Ren disguises herself as Renata Viraudax, the fictional daughter of Letilia; Tess poses as Renata's maid. They hope to con their way into the Traementis family and become wealthy. The Traementis family has declined in numbers and wealth since Letilia left: the only remaining members are Donaia Traementis and her two children, Leato and Giuna. Ren begins to feel genuine affection for the Traementis and feels guilty about her lies. Ren and Tess reunite with Sedge, who now works for a crime boss name Derossi Vargo. Ren also interacts with the Rook, a Vraszenian folk hero who fights against Liganti corruption.

Grey Serrado, a member of the city Vigil, investigates reports that street urchins are dying from insomnia. He also mourns the death of his brother Kolya; many citizens believe that the Rook started the fire that caused Kolya's death. Vargo discovers that aža, a drug used to see the dream world, is being transformed into ash, a drug that allows people to touch the dream world directly. Ash can allow people to be killed by monsters called zlyzen, which live in the dream world.

Ren and the Rook suspect that Mettore Indestor, a member of the Cinquerat, is planning a violent uprising. On the Night of Bells, a celebration of the death of Kaius Rex, members of the Liganti elite and the Vraszenian elders are poisoned with ash. Leato Traementis and a Vraszenian clan leader are killed. Civil unrest erupts. Ren discovers that the woman behind the plague of insomnia is Ondrakja, who is using the dreams of street children to produce ash for Indestor.

With Vargo's help, Serrado learns that Indestor plans to destroy the Wellspring and blame it on a radical Vraszenian group. Indestor and Ondrakja use magic to draw the Wellspring out of the dream world and into reality. Reality and dreams begin to collapse as Ren, the Rook, Vargo, and Sedge fight to save the Wellspring. Ondrakja is eaten by zlyzen. Vargo closes the junction between the dream world and reality, leaving the Wellspring intact.
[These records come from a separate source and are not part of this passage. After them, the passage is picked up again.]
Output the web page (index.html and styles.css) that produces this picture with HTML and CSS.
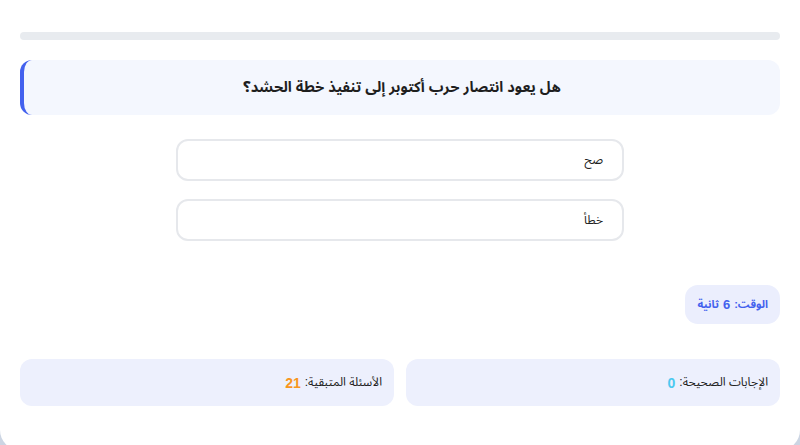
FILE: index.html
```html
<!DOCTYPE html>
<html lang="ar" dir="rtl">
<head>
<meta charset="utf-8">
<title>اختبار</title>
<link rel="stylesheet" href="styles.css">
</head>
<body>
<div class="card">
  <div class="progress"><div class="progress-fill" style="width:0%"></div></div>
  <div class="question">هل يعود انتصار حرب أكتوبر إلى تنفيذ خطة الحشد؟</div>
  <div class="options">
    <button class="option">صح</button>
    <button class="option">خطأ</button>
  </div>
  <div class="timer-row">
    <div class="timer">الوقت: <b>6</b> ثانية</div>
  </div>
  <div class="stats">
    <div class="stat">الإجابات الصحيحة: <b class="correct">0</b></div>
    <div class="stat">الأسئلة المتبقية: <b class="remaining">21</b></div>
  </div>
</div>
</body>
</html>
```
FILE: styles.css
```css
* { box-sizing: border-box; }
html, body { margin: 0; padding: 0; }
body {
  background: #ccd5e3;
  font-family: "Liberation Sans", "Noto Sans Arabic", sans-serif;
  color: #222;
  height: 445px;
  overflow: hidden;
}
.card {
  background: #fff;
  width: 800px;
  height: 450px;
  border-radius: 0 0 20px 20px;
  padding: 32px 20px 0;
}
.progress {
  height: 8px;
  background: #e8ebef;
  border-radius: 4px;
  margin-bottom: 20px;
  overflow: hidden;
}
.progress-fill { height: 100%; background: #4361ee; }
.question {
  background: #f4f7fe;
  border-left: 4px solid #4361ee;
  border-radius: 12px;
  height: 55px;
  display: flex;
  align-items: center;
  justify-content: center;
  font-weight: bold;
  font-size: 14.6px;
  color: #1e1e1e;
}
.options {
  display: flex;
  flex-direction: column;
  align-items: center;
  gap: 18px;
  margin-top: 24px;
}
.option {
  width: 448px;
  height: 42px;
  background: #fff;
  border: 2px solid #e6e8ec;
  border-radius: 12px;
  text-align: right;
  padding: 0 19px;
  font-family: inherit;
  font-size: 12px;
  color: #222;
}
.timer-row {
  display: flex;
  margin-top: 44px;
}
.timer {
  background: #ebeefd;
  color: #4361ee;
  font-weight: bold;
  font-size: 11px;
  border-radius: 13px;
  height: 39px;
  padding: 0 12px;
  display: flex;
  align-items: center;
  gap: 4px;
}
.timer b { font-size: 13px; }
.stats {
  display: flex;
  gap: 12px;
  margin-top: 35px;
}
.stat {
  flex: 1;
  background: #edf0fd;
  border-radius: 12px;
  height: 47px;
  display: flex;
  align-items: center;
  gap: 4px;
  padding: 0 12px;
  font-size: 12px;
  color: #222;
}
.stat b { font-size: 14px; }
.correct { color: #4cc9f0; }
.remaining { color: #f8961e; }
```
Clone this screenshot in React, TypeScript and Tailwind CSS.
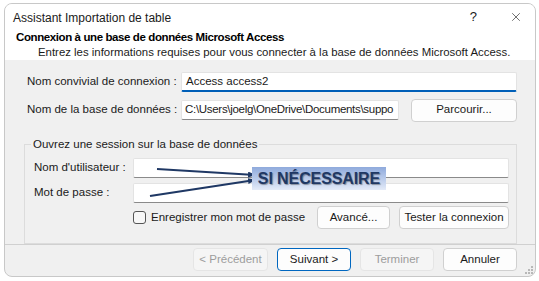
import { X } from 'lucide-react';

const font = { fontFamily: '"Liberation Sans", Arial, sans-serif' };

function TextBox({ value, focused, className }: { value?: string; focused?: boolean; className?: string }) {
  return (
    <div
      className={`h-[20px] bg-white border border-[#e3e3e3] ${
        focused ? 'border-b-2 border-b-[#005fb8]' : 'border-b-[#8a8a8a]'
      } rounded-[2px] px-1 flex items-center text-[11.5px] text-[#1a1a1a] overflow-hidden whitespace-nowrap ${className ?? ''}`}
    >
      {value}
    </div>
  );
}

function Button({
  children,
  className,
  disabled,
  primary,
}: {
  children: React.ReactNode;
  className?: string;
  disabled?: boolean;
  primary?: boolean;
}) {
  return (
    <div
      className={`h-[23px] rounded-[4px] border flex items-center justify-center whitespace-nowrap text-[11.5px] ${
        primary ? 'border-[#0067c0] bg-[#fdfdfd]' : disabled ? 'border-[#e5e5e5] bg-[#f5f5f5]' : 'border-[#d0d0d0] bg-[#fdfdfd]'
      } ${disabled ? 'text-[#9d9d9d]' : 'text-[#1a1a1a]'} ${className ?? ''}`}
    >
      {children}
    </div>
  );
}

export default function App() {
  return (
    <div className="w-[539px] h-[281px] bg-white p-[3px_3px_4px_4px]" style={font}>
      <div className="relative w-[532px] h-[274px] rounded-[8px] border border-[#c8c8c8] overflow-hidden flex flex-col bg-[#f0f0f0] whitespace-nowrap">
        {/* Header */}
        <div className="bg-white h-[56px] flex flex-col">
          <div className="flex items-center h-[28px] pl-[8px] pr-[12px]">
            <span className="text-[12px] text-[#1a1a1a] flex-1 pt-[1px]">Assistant Importation de table</span>
            <span className="text-[13px] text-[#1a1a1a] mr-[32px]">?</span>
            <X className="w-[14px] h-[14px] text-[#333]" strokeWidth={1.2} />
          </div>
          <div className="pl-[11px] text-[11.5px] font-bold text-black leading-[14px] tracking-[-0.4px]">
            Connexion à une base de données Microsoft Access
          </div>
          <div className="pl-[33px] text-[11.4px] text-[#1a1a1a] leading-[16px]">
            Entrez les informations requises pour vous connecter à la base de données Microsoft Access.
          </div>
        </div>

        {/* Body */}
        <div className="flex-1 flex flex-col pl-[19px] pr-[18px] pt-[12px] text-[11.5px] text-[#1a1a1a]">
          <div className="flex items-center h-[20px]">
            <span className="w-[157px] pl-[3px]">Nom convivial de connexion :</span>
            <TextBox value="Access access2" focused className="flex-1" />
          </div>
          <div className="flex items-center h-[22px] mt-[7px]">
            <span className="w-[157px] pl-[3px]">Nom de la base de données :</span>
            <TextBox value="C:\Users\joelg\OneDrive\Documents\suppo" className="w-[218px] tracking-[-0.3px] pl-[3px]" />
            <Button className="w-[106px] ml-auto">Parcourir...</Button>
          </div>

          {/* Group box */}
          <div className="relative mt-[23px] border border-[#dcdcdc] h-[100px] pl-[9px] pr-[7px] pt-[13px]">
            <span className="absolute -top-[9px] left-[6px] bg-[#f0f0f0] px-[2px] leading-[16px]">
              Ouvrez une session sur la base de données
            </span>
            <div className="flex items-center h-[20px]">
              <span className="w-[99px]">Nom d'utilisateur :</span>
              <TextBox className="flex-1" />
            </div>
            <div className="flex items-center h-[20px] mt-[5px]">
              <span className="w-[99px]">Mot de passe :</span>
              <TextBox className="flex-1" />
            </div>
            <div className="flex items-center h-[23px] mt-[3px]">
              <div className="w-[99px]" />
              <div className="w-[13px] h-[13px] border border-[#555] rounded-[3px] bg-[#f7f7f7]" />
              <span className="ml-[5px]">Enregistrer mon mot de passe</span>
              <Button className="w-[73px] ml-auto">Avancé...</Button>
              <Button className="w-[110px] ml-[9px]">Tester la connexion</Button>
            </div>
          </div>
        </div>

        {/* Footer */}
        <div className="h-[43px] border-t border-[#d0d0d0] flex items-center justify-end pr-[18px] gap-[9px] pb-[2px]">
          <Button disabled className="w-[75px]">&lt; Précédent</Button>
          <Button primary className="w-[74px]">Suivant &gt;</Button>
          <Button disabled className="w-[74px]">Terminer</Button>
          <Button className="w-[74px]">Annuler</Button>
        </div>
        <svg className="absolute right-[1px] bottom-[1px]" width="10" height="10" viewBox="0 0 10 10">
          {[
            [7, 1],
            [4, 4],
            [7, 4],
            [1, 7],
            [4, 7],
            [7, 7],
          ].map(([x, y]) => (
            <rect key={`${x}-${y}`} x={x} y={y} width="2" height="2" fill="#b8b8b8" />
          ))}
        </svg>

        {/* Annotation */}
        <svg className="absolute left-0 top-0 pointer-events-none" width="532" height="274" viewBox="0 0 532 274">
          <defs>
            <marker id="ah" markerWidth="8" markerHeight="6" refX="1" refY="3" orient="auto" markerUnits="userSpaceOnUse">
              <path d="M8,0 L0,3 L8,6 Z" fill="#1f3864" />
            </marker>
          </defs>
          <line x1="250" y1="171" x2="152" y2="165" stroke="#1f3864" strokeWidth="2.2" markerStart="url(#ah)" />
          <line x1="250" y1="176" x2="145" y2="192" stroke="#1f3864" strokeWidth="2.2" markerStart="url(#ah)" />
        </svg>
        <div className="absolute left-[247px] top-[163px] w-[134px] h-[23px] bg-gradient-to-b from-[#8faadc] to-[#e4ebf8] flex items-center justify-center">
          <span
            className="text-[16px] font-bold text-[#1f3864] tracking-[-0.1px]"
            style={{ textShadow: '1px 1px 1px rgba(0,0,0,0.35)' }}
          >
            SI NÉCESSAIRE
          </span>
        </div>
      </div>
    </div>
  );
}
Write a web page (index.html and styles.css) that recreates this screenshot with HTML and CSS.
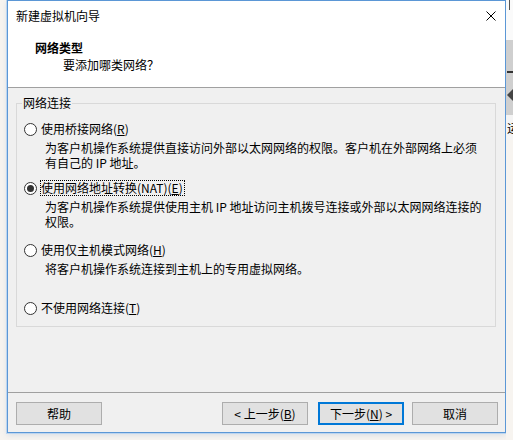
FILE: index.html
```html
<!DOCTYPE html>
<html lang="zh-CN">
<head>
<meta charset="utf-8">
<title>新建虚拟机向导</title>
<link rel="stylesheet" href="styles.css">
</head>
<body>
<div class="screen">
  <div class="side-left"></div>
  <div class="window">
    <div class="top">
      <div class="titlebar">
        <span class="title">新建虚拟机向导</span>
        <svg class="close" width="10" height="10" viewBox="0 0 10 10"><path d="M0.5 0.5 L9.5 9.5 M9.5 0.5 L0.5 9.5" stroke="#000" stroke-width="1" fill="none"/></svg>
      </div>
      <div class="header">
        <div class="h-title">网络类型</div>
        <div class="h-sub">要添加哪类网络？</div>
      </div>
    </div>
    <div class="body">
      <fieldset class="group">
        <legend class="legend">网络连接</legend>
        <div class="group-inner">
          <div class="option">
            <div class="radio-row"><span class="radio"></span><span class="label">使用桥接网络(<u>R</u>)</span></div>
            <div class="desc">为客户机操作系统提供直接访问外部以太网网络的权限。客户机在外部网络上必须<br>有自己的 IP 地址。</div>
          </div>
          <div class="option opt-2">
            <div class="radio-row"><span class="radio checked"></span><span class="label focused">使用网络地址转换(NAT)(<u>E</u>)</span></div>
            <div class="desc">为客户机操作系统提供使用主机 IP 地址访问主机拨号连接或外部以太网网络连接的<br>权限。</div>
          </div>
          <div class="option opt-3">
            <div class="radio-row"><span class="radio"></span><span class="label">使用仅主机模式网络(<u>H</u>)</span></div>
            <div class="desc">将客户机操作系统连接到主机上的专用虚拟网络。</div>
          </div>
          <div class="option opt-4">
            <div class="radio-row"><span class="radio"></span><span class="label">不使用网络连接(<u>T</u>)</span></div>
          </div>
        </div>
      </fieldset>
    </div>
    <div class="footer">
      <button class="btn">帮助</button>
      <div class="spacer"></div>
      <button class="btn">&lt; 上一步(<u>B</u>)</button>
      <button class="btn btn-default">下一步(<u>N</u>) &gt;</button>
      <button class="btn btn-cancel">取消</button>
    </div>
  </div>
  <div class="side-right">
    <div class="sr-top"><span class="sr-tick"></span></div>
    <div class="sr-gray">
      <span class="sr-dash"></span>
      <span class="sr-arrow"></span>
    </div>
    <div class="sr-text">运</div>
    <div class="sr-rest"></div>
  </div>
</div>
</body>
</html>
```
FILE: styles.css
```css
html, body {
  margin: 0;
  padding: 0;
}
body {
  background: #f7f4f0;
  font-family: "Noto Sans CJK SC", sans-serif;
  font-size: 12px;
  color: #000;
}
.screen {
  display: flex;
  width: 513px;
  height: 440px;
  overflow: hidden;
}
.side-left {
  width: 7px;
  flex: none;
}
.window {
  width: 499px;
  height: 433px;
  flex: none;
  box-sizing: border-box;
  border: 1px solid #5b97d6;
  box-shadow: 0 0 0 1px #bcd5ef, 0 2px 6px rgba(120, 150, 190, 0.25);
  display: flex;
  flex-direction: column;
  background: #f0f0f0;
}
.top {
  background: #fff;
  height: 86px;
  border-bottom: 1px solid #a0a0a0;
  flex: none;
}
.titlebar {
  height: 29px;
  display: flex;
  align-items: center;
  padding-left: 8px;
}
.title {
  line-height: 16px;
  flex: 1;
}
.close {
  margin-right: 9px;
  display: block;
}
.header {
  padding-top: 10px;
}
.h-title {
  font-weight: bold;
  line-height: 16px;
  padding-left: 27px;
}
.h-sub {
  line-height: 16px;
  padding-left: 55px;
  margin-top: 1px;
}
.body {
  height: 304px;
  flex: none;
  padding: 7px 9px 0 8px;
  box-sizing: border-box;
}
.group {
  margin: 0;
  padding: 0;
  min-width: 0;
  border: 1px solid #d9d9d9;
}
.legend {
  margin-left: 5px;
  padding: 0 1px;
  line-height: 16px;
  font-size: 12px;
}
.group-inner {
  padding: 10px 7px 10px 7px;
}
.radio-row {
  display: flex;
  align-items: center;
  height: 16px;
}
.radio {
  width: 13px;
  height: 13px;
  box-sizing: border-box;
  border: 1px solid #333;
  border-radius: 50%;
  background: #fff;
  margin-right: 3px;
  flex: none;
  display: flex;
  align-items: center;
  justify-content: center;
}
.radio.checked::after {
  content: "";
  width: 7px;
  height: 7px;
  border-radius: 50%;
  background: #333;
}
.label {
  line-height: 14px;
  border: 1px dotted transparent;
  padding: 0 1px 0 0;
  white-space: nowrap;
}
.label.focused {
  border-color: #000;
}
.desc {
  margin-top: 3px;
  padding-left: 21px;
  line-height: 15px;
  white-space: nowrap;
}
.opt-2 { margin-top: 10px; }
.opt-3 { margin-top: 13px; }
.opt-4 { margin-top: 24px; }
.footer {
  flex: 1;
  border-top: 1px solid #a0a0a0;
  display: flex;
  align-items: flex-start;
  padding: 9px 7px 0 8px;
}
.spacer {
  flex: 1;
}
.btn {
  width: 86px;
  height: 23px;
  box-sizing: border-box;
  padding: 0;
  margin: 0;
  background: #e1e1e1;
  border: 1px solid #adadad;
  font-family: "Noto Sans CJK SC", sans-serif;
  font-size: 12px;
  line-height: 21px;
  color: #000;
}
.btn-default {
  margin-left: 10px;
  border-color: #0078d7;
  box-shadow: inset 0 0 0 1px #0078d7;
}
.btn-cancel {
  margin-left: 8px;
}
.side-right {
  width: 7px;
  flex: none;
  display: flex;
  flex-direction: column;
  overflow: hidden;
}
.sr-top {
  height: 40px;
  background: #fafafa;
  position: relative;
}
.sr-tick {
  position: absolute;
  left: 3px;
  top: 0;
  width: 1px;
  height: 10px;
  background: #555;
}
.sr-gray {
  height: 75px;
  background: #cfcfcf;
  position: relative;
}
.sr-dash {
  position: absolute;
  left: 1px;
  top: 31px;
  width: 6px;
  height: 2px;
  background: #333;
}
.sr-arrow {
  position: absolute;
  left: 1px;
  top: 49px;
  width: 0;
  height: 0;
  border-top: 6px solid transparent;
  border-bottom: 6px solid transparent;
  border-right: 6px solid #444;
}
.sr-text {
  height: 25px;
  line-height: 25px;
  background: #f4f4f4;
  white-space: nowrap;
  padding-left: 1px;
}
.sr-rest {
  flex: 1;
  background: #f7f4f0;
}
```
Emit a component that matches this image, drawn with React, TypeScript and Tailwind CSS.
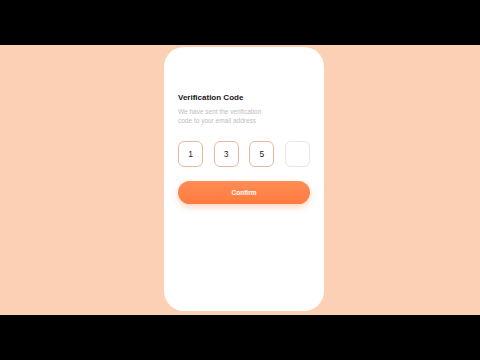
export default function App() {
  const digits = ['1', '3', '5', '']

  return (
    <div className="flex h-[360px] w-[480px] flex-col bg-black font-['Liberation_Sans',Arial,sans-serif]">
      <div className="h-[45px]" />
      <div className="flex h-[270px] justify-center bg-[#fcd0b4] pt-[2px]">
        <div className="ml-[8px] h-[264px] w-[160px] rounded-[20px] bg-white px-[14px] pt-[46px]">
          <h1 className="text-[8px] font-bold leading-[10px] text-[#151515]">Verification Code</h1>
          <p className="mt-[5px] text-[6.5px] leading-[8.5px] text-[#bdbdbd]">
            We have sent the verification
            <br />
            code to your email address
          </p>
          <div className="mt-[16px] flex gap-[10.5px]">
            {digits.map((d, i) => (
              <div
                key={i}
                className={`flex h-[26px] w-[25.5px] items-center justify-center rounded-[6px] border text-[8.5px] text-[#222] ${
                  d ? 'border-[#e9b89e]' : 'border-[#e6e6e6]'
                }`}
              >
                {d}
              </div>
            ))}
          </div>
          <button className="mt-[14px] flex h-[23px] w-full items-center justify-center rounded-full bg-gradient-to-b from-[#ff8d55] to-[#ff7a3f] text-[6.5px] font-bold text-white shadow-[0_3px_6px_rgba(255,130,70,0.35)]">
            Confirm
          </button>
        </div>
      </div>
      <div className="flex-1" />
    </div>
  )
}
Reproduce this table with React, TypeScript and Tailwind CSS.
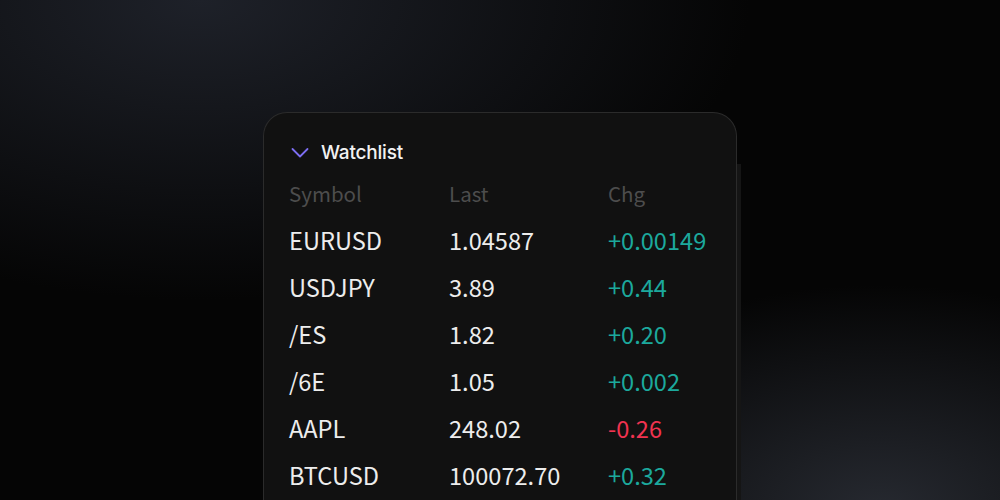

Indestor is executed by the Vraszenian clan leaders, and his family is stripped of their property and noble status. In exchange for his help against Indestor, Vargo is granted ennoblement. Ren learns that Vargo was behind Kolya Serrado's death. Her trust in Vargo broken, she informs the Rook. The Rook, revealed to be Grey Serrado, vows revenge.

==Major themes==

Writing for the Los Angeles Review of Books, Matthew Iung believes that the novel explores the conflict between the elite and the disadvantaged, as well as issues including white supremacy and police brutality. The novel was written several months before the murder of George Floyd; Iung compared the novel's scenes of riots, urban unrest, and racial/class tension to the Black Lives Matter movement. Despite the fact that fantasy novels are often based on classical, medieval, and Renaissance settings, policing is a modern phenomenon. Iung writes that Carrick portrays the Vigil police force as a system which upholds "racial hierarchy and class hegemony in an imperial society". Additionally, Iung writes about the novel's treatment of water politics; a minor element involves Ren's desire to obtain a charter for a political ally to clean up water in the city's poorer areas. One month before the publication of the novel, Wall Street began trading water futures as a commodity for the first time, which Iung likens to "disaster capitalism". Additionally, the theme of exploitation of water is evidence by the villain's attempt to destroy a sacred wellspring. In this way, Carrick argues that water should be a shared and common resource.

==Reception==

The novel received mostly positive critical reviews. Writing for Tor.com, Liz Bourke praised the detailed worldbuilding and layered magic system, calling the novel "engaging and entertaining". A review in the Los Angeles Review of Books praised the novel's treatment of complex social issues such as police brutality, urban unrest, and colonialism. A review for Culturess praised the novel's complex characterization and worldbuilding, noting that dedicated readers would be rewarded despite the novel's healthy page count. Publishers Weekly criticized the worldbuilding as "sometimes tediously complex" but praised the "tightly laced plot dripping with political intrigue".